Israeli and foreign officials reportedly believe the ICC is weighing arrest warrants for Hamas leaders as well.
In a statement emailed to The Associated Press, the court’s prosecution office declined to comment in detail.
What is the ICC?
The ICC’s 124 member states have signed on to the Rome Statute.
Dozens of countries did not sign and do not accept the court’s jurisdiction over war crimes, genocide and other crimes.
They include Israel, the United States, Russia and China.
The ICC becomes involved when nations are unable or unwilling to prosecute crimes on their territory. Israel argues that it has a functioning court system, and disputes over a nation’s ability or willingness to prosecute have fueled past disputes between the court and individual countries.
In 2020, then-US president Donald Trump slapped economic and travel sanctions on the ICC prosecutor and another senior prosecution office staffer. The ICC staff were looking into US and allies’ troops and intelligence officials for possible war crimes in Afghanistan.
US President Joe Biden, whose administration has provided Israel with crucial military and political support in its war against the Hamas terror group in Gaza, lifted the sanctions in 2021.
The ICC has 17 ongoing investigations, has issued a total of 42 arrest warrants and taken 21 suspects into custody. Its judges have convicted 10 suspects and acquitted four.
In its early years, the court was criticized for focusing on crimes in Africa — 10 of its investigations are in African nations — but now it has investigations in Asia, Europe, the Middle East and Latin America.
What is the ICC’s relationship to Israel, the West Bank and Gaza?
The UN General Assembly raised the Palestinian Authority’s status in 2012 from a UN observer to a non-member observer state. That opened the door for the PA to join international organizations, including the ICC.
The ICC accepted “The State of Palestine” as a member in 2015, a year after the Palestinians accepted the court’s jurisdiction.
The court’s chief prosecutor at the time, Fatouh Bensouda, announced in 2021 that she was opening an investigation into possible crimes in the West Bank and the Gaza Strip. That investigation starts from June 13, 2014 — one day after Palestinian terrorists kidnapped and murdered three Israeli teenagers in the West Bank, meaning the ICC will not look into the crimes that sparked Israel’s Operation Protective Edge that summer.

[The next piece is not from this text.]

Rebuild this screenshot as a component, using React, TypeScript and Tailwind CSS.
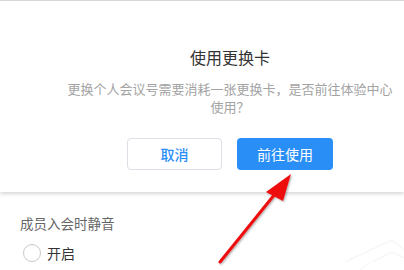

Israel often levels accusations of bias at UN and international bodies, and Netanyahu slammed the decision to probe “fake war crimes” as hypocritical and antisemitic.
Current ICC Prosecutor Karim Khan visited Ramallah and Israel in December, meeting Palestinian Authority officials and families of Israelis killed or taken hostage by Hamas terrorists in the October 7 massacre, which saw some 3,000 terrorists burst across the border into Israel, killing some 1,200 people and seizing 253 hostages amid amid acts of brutality and sexual assault.
At the time, Khan called Hamas’s actions “some of the most serious international crimes that shock the conscience of humanity, crimes which the ICC was established to address,” and called for the immediate and unconditional release of all hostages.
Khan said “international humanitarian law must still apply” in the Gaza war and “the Israeli military knows the law that must be applied.”
After the visit, Khan said an ICC investigation into possible crimes by Hamas terrorists and IDF forces “is a priority for my office.”
Who else has the ICC charged?
A year ago the court issued a warrant for Russian President Vladimir Putin on charges of responsibility for the abductions of children from Ukraine. Russia responded by issuing its own arrest warrants for Khan and ICC judges.
Other high-profile leaders charged by the court include ousted Sudanese strongman Omar al-Bashir on allegations including genocide in his country’s Darfur region.
Former Libyan leader Moammar Gadhafi was captured and killed by rebels shortly after the ICC issued a warrant for his arrest on charges linked to the brutal suppression of anti-government protests in 2011.